### What the exercise asks:
Collect each line of the entries that holds the string "React".

### Items:
####

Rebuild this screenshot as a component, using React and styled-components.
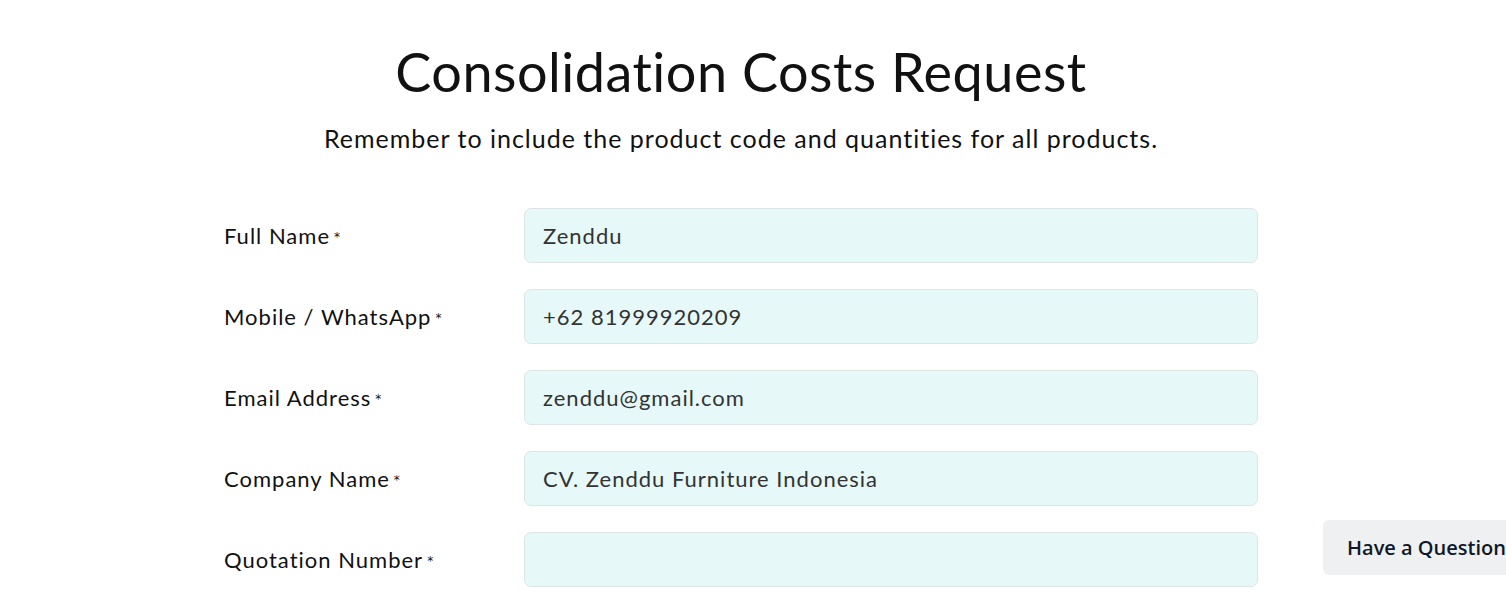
import styled, { createGlobalStyle } from 'styled-components';

const GlobalStyle = createGlobalStyle`
  body {
    margin: 0;
    background: #fff;
    font-family: 'Lato', 'Noto Sans', sans-serif;
    color: #111;
  }
`;

const fields = [
  { label: 'Full Name', value: 'Zenddu' },
  { label: 'Mobile / WhatsApp', value: '+62 81999920209' },
  { label: 'Email Address', value: 'zenddu@gmail.com' },
  { label: 'Company Name', value: 'CV. Zenddu Furniture Indonesia' },
  { label: 'Quotation Number', value: '' },
];

function App() {
  return (
    <>
      <GlobalStyle />
      <Page>
        <Header>
          <Title>Consolidation Costs Request</Title>
          <Subtitle>Remember to include the product code and quantities for all products.</Subtitle>
        </Header>
        <Form>
          {fields.map((f) => (
            <Row key={f.label}>
              <Label>
                {f.label}
                <Star>*</Star>
              </Label>
              <Input defaultValue={f.value} />
            </Row>
          ))}
        </Form>
      </Page>
      <QuestionBtn>Have a Question?</QuestionBtn>
    </>
  );
}

const Page = styled.main`
  padding: 40px 24px 0 0;
  display: flex;
  flex-direction: column;
  align-items: center;
`;

const Header = styled.header`
  display: flex;
  flex-direction: column;
  align-items: center;
  gap: 17px;
`;

const Title = styled.h1`
  margin: 0;
  font-size: 54px;
  font-weight: 400;
  line-height: 1.2;
  letter-spacing: 0.5px;
`;

const Subtitle = styled.p`
  margin: 0;
  font-size: 25px;
  line-height: 1.3;
  letter-spacing: 1px;
`;

const Form = styled.form`
  width: 1034px;
  margin-top: 54px;
  display: flex;
  flex-direction: column;
  gap: 26px;
`;

const Row = styled.div`
  display: grid;
  grid-template-columns: 300px 1fr;
  align-items: center;
`;

const Label = styled.label`
  font-size: 22px;
  letter-spacing: 1px;
  color: #111;
`;

const Star = styled.span`
  font-family: 'DejaVu Sans', sans-serif;
  font-size: 12px;
  margin-left: 4px;
  letter-spacing: 0;
  vertical-align: 3px;
`;

const Input = styled.input`
  height: 55px;
  box-sizing: border-box;
  padding: 0 18px;
  border: 1px solid #dde5e5;
  border-radius: 7px;
  background: #e6f8f8;
  font-family: inherit;
  font-size: 22px;
  letter-spacing: 1px;
  color: #333;
  outline: none;
`;

const QuestionBtn = styled.button`
  position: fixed;
  left: 1323px;
  top: 520px;
  height: 55px;
  padding: 0 24px;
  border: none;
  border-radius: 6px;
  background: #eff0f2;
  font-family: 'Open Sans', sans-serif;
  font-weight: 600;
  font-size: 20px;
  color: #111827;
  white-space: nowrap;
`;

export default App;
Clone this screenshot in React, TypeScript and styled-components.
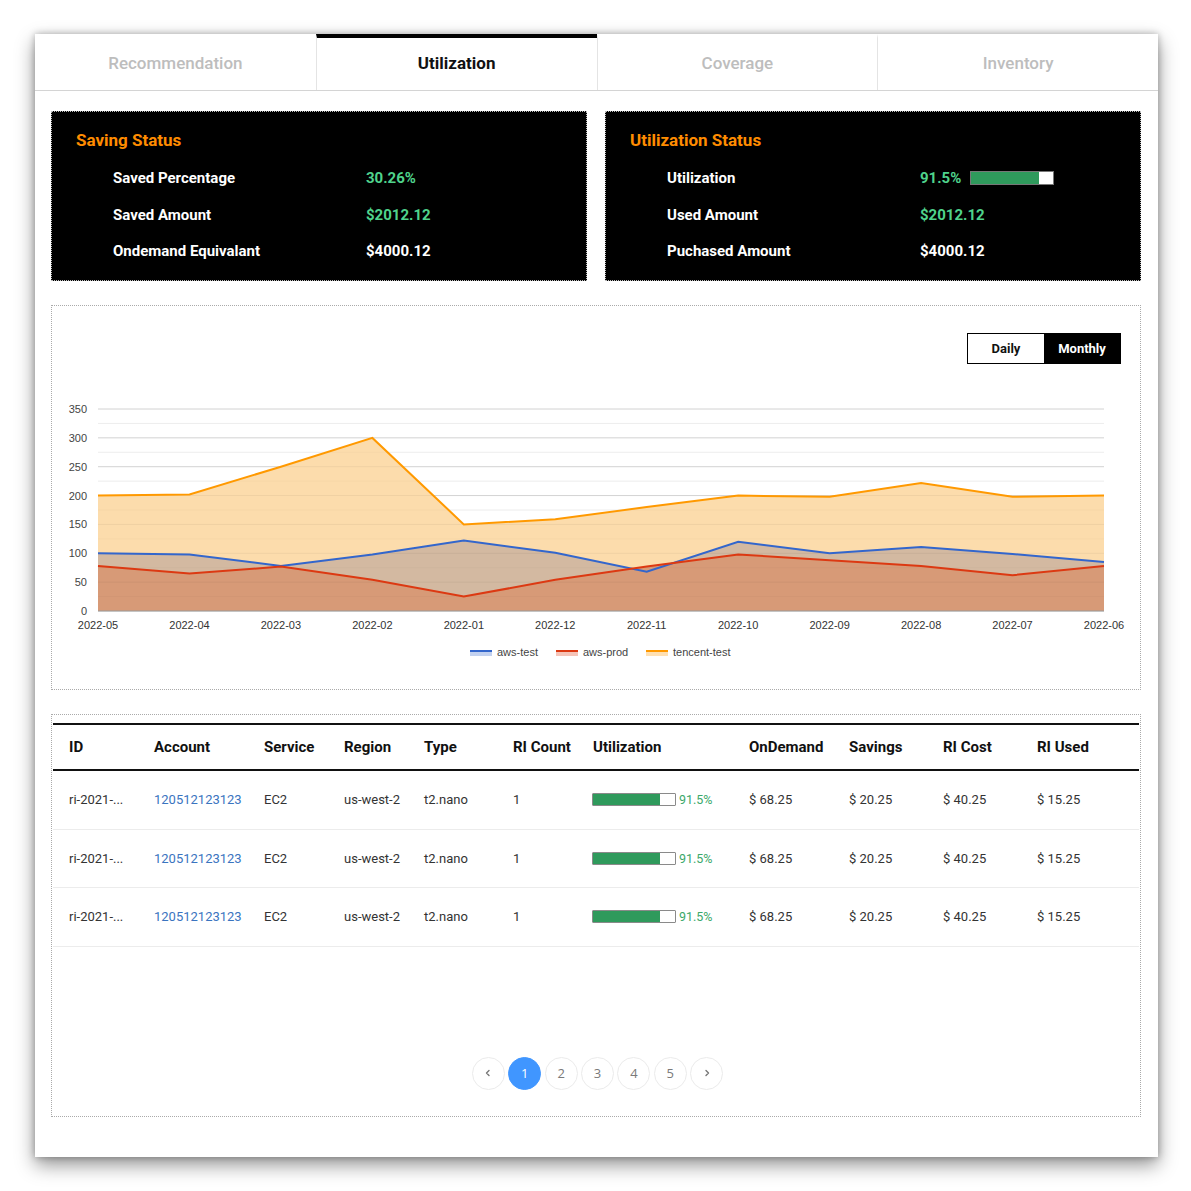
import React from "react";
import styled, { createGlobalStyle } from "styled-components";

const Global = createGlobalStyle`
  html, body { margin: 0; padding: 0; background: #fff; }
  body { font-family: Roboto, "Liberation Sans", Arial, sans-serif; }
  * { box-sizing: border-box; }
`;

const Page = styled.div`
  padding: 34px 33px 34px 35px;
`;

const Card = styled.div`
  width: 1123px;
  background: #fff;
  box-shadow: 0 8px 18px rgba(0, 0, 0, 0.42), 0 0 7px rgba(0, 0, 0, 0.28);
  padding-bottom: 40px;
`;

const Tabs = styled.div`
  display: grid;
  grid-template-columns: repeat(4, 1fr);
  border-bottom: 1px solid #d4d4d4;
`;

const Tab = styled.div<{ $active?: boolean }>`
  height: 56px;
  display: flex;
  align-items: center;
  justify-content: center;
  padding-bottom: 3px;
  font-size: 17px;
  font-weight: ${(p) => (p.$active ? 700 : 500)};
  color: ${(p) => (p.$active ? "#111" : "#bdbdbd")};
  border-top: 4px solid ${(p) => (p.$active ? "#000" : "transparent")};
  & + & {
    border-left: 1px solid #e4e4e4;
  }
`;

const Content = styled.div`
  padding: 20px 17px 0 16px;
  display: flex;
  flex-direction: column;
  gap: 24px;
`;

const StatusGrid = styled.div`
  display: grid;
  grid-template-columns: 1fr 1fr;
  gap: 18px;
`;

const StatusCard = styled.div`
  background: #000;
  border: 1px dotted #bdbdbd;
  height: 170px;
  padding: 16px 24px 12px;
`;

const StatusTitle = styled.div`
  color: #ff8c00;
  font-size: 17px;
  font-weight: 700;
  line-height: 24px;
  margin-bottom: 8px;
`;

const StatusRow = styled.div`
  display: grid;
  grid-template-columns: 253px 1fr;
  align-items: center;
  height: 36.5px;
  padding-left: 37px;
  font-size: 15px;
  font-weight: 700;
  color: #fff;
`;

const StatusValue = styled.div<{ $green?: boolean }>`
  display: flex;
  align-items: center;
  gap: 9px;
  color: ${(p) => (p.$green ? "#4fd38c" : "#fff")};
`;

const BigBar = styled.div`
  width: 84px;
  height: 14px;
  background: #fff;
  border: 1px solid #777;
  display: flex;
`;

const BarFill = styled.div`
  height: 100%;
  background: #2f9a5c;
`;

const ChartBox = styled.div`
  border: 1px dotted #aaa;
  height: 385px;
  padding: 27px 19px 0 0;
  display: flex;
  flex-direction: column;
  gap: 16px;
`;

const Toggle = styled.div`
  align-self: flex-end;
  display: flex;
  border: 1.5px solid #000;
  height: 31px;
`;

const ToggleBtn = styled.div<{ $active?: boolean }>`
  width: ${(p) => (p.$active ? 76 : 76)}px;
  display: flex;
  align-items: center;
  justify-content: center;
  font-size: 13px;
  font-weight: 700;
  background: ${(p) => (p.$active ? "#000" : "#fff")};
  color: ${(p) => (p.$active ? "#fff" : "#111")};
`;

const ChartSvg = styled.svg`
  display: block;
  width: 1088px;
  height: 300px;
  font-family: "Liberation Sans", Arial, sans-serif;
`;

const TableBox = styled.div`
  border: 1px dotted #aaa;
  padding: 8px 1px 26px;
  display: flex;
  flex-direction: column;
`;

const COLS = "85px 110px 80px 80px 89px 80px 156px 100px 94px 94px 118px";

const HeadRow = styled.div`
  display: grid;
  grid-template-columns: ${COLS};
  height: 48px;
  border-top: 2px solid #111;
  border-bottom: 2px solid #111;
  align-items: center;
`;

const HeadCell = styled.div`
  padding-left: 16px;
  font-size: 15px;
  font-weight: 700;
  color: #111;
  white-space: nowrap;
`;

const Row = styled.div`
  display: grid;
  grid-template-columns: ${COLS};
  height: 58.5px;
  border-bottom: 1px solid #ececec;
  align-items: center;
`;

const Cell = styled.div<{ $link?: boolean }>`
  padding-left: 16px;
  font-size: 13px;
  color: ${(p) => (p.$link ? "#3a74c0" : "#333")};
  white-space: nowrap;
`;

const UtilCell = styled.div`
  padding-left: 15px;
  display: flex;
  align-items: center;
  gap: 3px;
`;

const SmallBar = styled.div`
  width: 84px;
  height: 13px;
  border: 1px solid #8a8a8a;
  border-radius: 1px;
  background: #fff;
  display: flex;
`;

const UtilText = styled.span`
  font-size: 12.5px;
  color: #3ba86a;
`;

const Pager = styled.div`
  margin-top: 110px;
  display: flex;
  justify-content: center;
  gap: 3.4px;
  padding-left: 3px;
`;

const PageBtn = styled.div<{ $active?: boolean }>`
  width: 33px;
  height: 33px;
  border-radius: 50%;
  border: 1px solid ${(p) => (p.$active ? "#4096ff" : "#ebebeb")};
  background: ${(p) => (p.$active ? "#4096ff" : "#fff")};
  color: ${(p) => (p.$active ? "#fff" : "#7a7a7a")};
  display: flex;
  align-items: center;
  justify-content: center;
  font-family: "Open Sans", Roboto, sans-serif;
  font-size: 13px;
`;

const labels = [
  "2022-05", "2022-04", "2022-03", "2022-02", "2022-01", "2022-12",
  "2022-11", "2022-10", "2022-09", "2022-08", "2022-07", "2022-06",
];
const blue = [100, 98, 78, 98, 122, 101, 68, 120, 100, 111, 99, 85];
const red = [78, 65, 77, 54, 25, 54, 77, 98, 88, 78, 62, 78];
const orange = [200, 202, 250, 300, 150, 159, 180, 200, 198, 222, 198, 200];

const X = (i: number) => 46 + i * (1006 / 11);
const Y = (v: number) => 231 - (v * 202) / 350;

const linePts = (d: number[]) => d.map((v, i) => `${X(i).toFixed(1)},${Y(v).toFixed(1)}`).join(" ");
const areaPts = (d: number[]) => `${X(0)},${Y(0)} ${linePts(d)} ${X(d.length - 1)},${Y(0)}`;

const legend = [
  { name: "aws-test", x: 418, c: "#3366cc", f: "#c2d1f0" },
  { name: "aws-prod", x: 504, c: "#dc3912", f: "#f5c4b8" },
  { name: "tencent-test", x: 594, c: "#ff9900", f: "#ffe0b2" },
];

function Chart() {
  const majors = [0, 50, 100, 150, 200, 250, 300, 350];
  const minors = [25, 75, 125, 175, 225, 275, 325];
  return (
    <ChartSvg viewBox="0 0 1088 300">
      {minors.map((v) => (
        <line key={"m" + v} x1={46} x2={1052} y1={Y(v)} y2={Y(v)} stroke="#f2f2f2" strokeWidth={1} />
      ))}
      {majors.map((v) => (
        <line key={"g" + v} x1={46} x2={1052} y1={Y(v)} y2={Y(v)} stroke="#dedede" strokeWidth={1} />
      ))}
      <polygon points={areaPts(orange)} fill="#fcdcac" />
      <polygon points={areaPts(blue)} fill="#d3b9a1" />
      <polygon points={areaPts(red)} fill="#d79a77" />
      {minors.map((v) => (
        <line key={"mo" + v} x1={46} x2={1052} y1={Y(v)} y2={Y(v)} stroke="rgba(0,0,0,0.025)" strokeWidth={1} />
      ))}
      {majors.slice(1).map((v) => (
        <line key={"go" + v} x1={46} x2={1052} y1={Y(v)} y2={Y(v)} stroke="rgba(0,0,0,0.05)" strokeWidth={1} />
      ))}
      <line x1={46} x2={1052} y1={Y(0)} y2={Y(0)} stroke="#999" strokeWidth={1} />
      <polyline points={linePts(orange)} fill="none" stroke="#ff9900" strokeWidth={2} />
      <polyline points={linePts(blue)} fill="none" stroke="#3366cc" strokeWidth={2} />
      <polyline points={linePts(red)} fill="none" stroke="#dc3912" strokeWidth={2} />
      {majors.map((v) => (
        <text key={"yl" + v} x={35} y={Y(v) + 4} textAnchor="end" fontSize={11} fill="#444">
          {v}
        </text>
      ))}
      {labels.map((l, i) => (
        <text key={l} x={X(i)} y={249} textAnchor="middle" fontSize={11} fill="#333">
          {l}
        </text>
      ))}
      {legend.map((g) => (
        <g key={g.name}>
          <rect x={g.x} y={271} width={22} height={5} fill={g.f} />
          <line x1={g.x} x2={g.x + 22} y1={271} y2={271} stroke={g.c} strokeWidth={2} />
          <text x={g.x + 27} y={276} fontSize={11} fill="#444">
            {g.name}
          </text>
        </g>
      ))}
    </ChartSvg>
  );
}

const rows = [0, 1, 2];

function Chevron({ dir }: { dir: "l" | "r" }) {
  return (
    <svg width="8" height="8" viewBox="0 0 8 8">
      <path
        d={dir === "l" ? "M5 1.5 L2.5 4 L5 6.5" : "M3 1.5 L5.5 4 L3 6.5"}
        fill="none"
        stroke="#777"
        strokeWidth={1.4}
        strokeLinecap="round"
        strokeLinejoin="round"
      />
    </svg>
  );
}

export default function App() {
  return (
    <>
      <Global />
      <Page>
        <Card>
          <Tabs>
            <Tab>Recommendation</Tab>
            <Tab $active>Utilization</Tab>
            <Tab>Coverage</Tab>
            <Tab>Inventory</Tab>
          </Tabs>
          <Content>
            <StatusGrid>
              <StatusCard>
                <StatusTitle>Saving Status</StatusTitle>
                <StatusRow>
                  <span>Saved Percentage</span>
                  <StatusValue $green>30.26%</StatusValue>
                </StatusRow>
                <StatusRow>
                  <span>Saved Amount</span>
                  <StatusValue $green>$2012.12</StatusValue>
                </StatusRow>
                <StatusRow>
                  <span>Ondemand Equivalant</span>
                  <StatusValue>$4000.12</StatusValue>
                </StatusRow>
              </StatusCard>
              <StatusCard>
                <StatusTitle>Utilization Status</StatusTitle>
                <StatusRow>
                  <span>Utilization</span>
                  <StatusValue $green>
                    91.5%
                    <BigBar>
                      <BarFill style={{ width: "82%" }} />
                    </BigBar>
                  </StatusValue>
                </StatusRow>
                <StatusRow>
                  <span>Used Amount</span>
                  <StatusValue $green>$2012.12</StatusValue>
                </StatusRow>
                <StatusRow>
                  <span>Puchased Amount</span>
                  <StatusValue>$4000.12</StatusValue>
                </StatusRow>
              </StatusCard>
            </StatusGrid>

            <ChartBox>
              <Toggle>
                <ToggleBtn>Daily</ToggleBtn>
                <ToggleBtn $active>Monthly</ToggleBtn>
              </Toggle>
              <Chart />
            </ChartBox>

            <TableBox>
              <HeadRow>
                {["ID", "Account", "Service", "Region", "Type", "RI Count", "Utilization", "OnDemand", "Savings", "RI Cost", "RI Used"].map((h) => (
                  <HeadCell key={h}>{h}</HeadCell>
                ))}
              </HeadRow>
              {rows.map((r) => (
                <Row key={r}>
                  <Cell>ri-2021-...</Cell>
                  <Cell $link>120512123123</Cell>
                  <Cell>EC2</Cell>
                  <Cell>us-west-2</Cell>
                  <Cell>t2.nano</Cell>
                  <Cell>1</Cell>
                  <UtilCell>
                    <SmallBar>
                      <BarFill style={{ width: "82%" }} />
                    </SmallBar>
                    <UtilText>91.5%</UtilText>
                  </UtilCell>
                  <Cell>$ 68.25</Cell>
                  <Cell>$ 20.25</Cell>
                  <Cell>$ 40.25</Cell>
                  <Cell>$ 15.25</Cell>
                </Row>
              ))}
              <Pager>
                <PageBtn><Chevron dir="l" /></PageBtn>
                <PageBtn $active>1</PageBtn>
                <PageBtn>2</PageBtn>
                <PageBtn>3</PageBtn>
                <PageBtn>4</PageBtn>
                <PageBtn>5</PageBtn>
                <PageBtn><Chevron dir="r" /></PageBtn>
              </Pager>
            </TableBox>
          </Content>
        </Card>
      </Page>
    </>
  );
}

####

### Result for this exercise:
Rebuild this screenshot as a component, using React and styled-components.
Clone this screenshot in React, TypeScript and styled-components.
import React from "react";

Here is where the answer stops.